The problems most upsetting to Americans--expensive health care, failing neighborhood schools, violence, the widening gap between rich and poor--do have a global dimension. But that dimension is not what seems to matter most to neo-Cold Warriors who still speak in terms of foreign threats to national security and neo-Wilsonians who call for a new U.S. crusade for worldwide democracy.
Even when officials in Washington do attempt to speak in terms working Americans understand--as Clinton did when focusing on possible job losses as a result of a falling peso--they are seldom convincing. Too often, their arguments sound like special-interest pleadings wrapped in public-interest rhetoric.
The public's distrust of foreign-policy elites is further reinforced by these elites' disdain for the opinions of ordinary Americans.
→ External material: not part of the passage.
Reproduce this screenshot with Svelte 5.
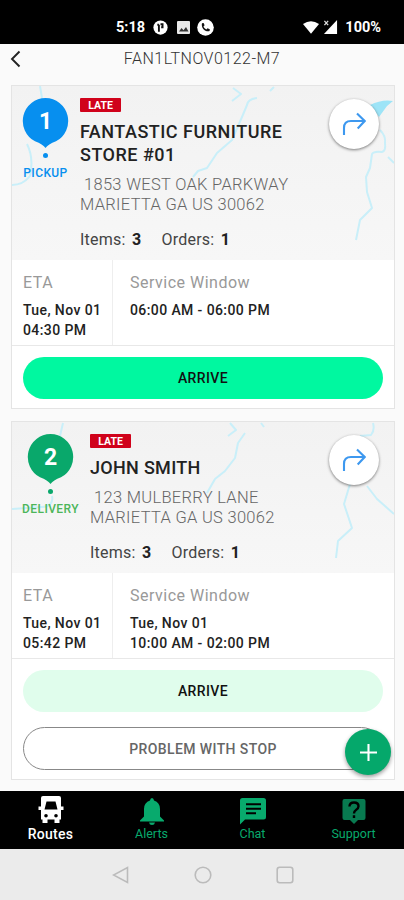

To most policy-makers, the public is an ill-informed nuisance. In the case of Mexico, however, the problem is that the public knows too much rather than too little. For example, most Americans know that Mexican officials and supporters of the North American Free Trade Agreement deliberately concealed Mexico's mounting financial difficulties last year, and that American investors and the Mexican upper classes benefited far more from the foreign capital flowing into Mexico than most American and Mexican workers.
It is imperative that we develop a new way of thinking about U.S. relations with the rest of the world. It is no longer a matter of Washington either doing battle with or coming to the rescue of foreign governments or their citizens. Rather, we must begin to find ways to develop policies that help our society and other societies to cope with the pressures created by globalization. Unfortunately, as long as Americans doubt that policy-makers are genuinely sensitive to their concerns and interests, it is going to be difficult to build broad support even for policies, like the Mexican relief package, that clearly serve the public interest.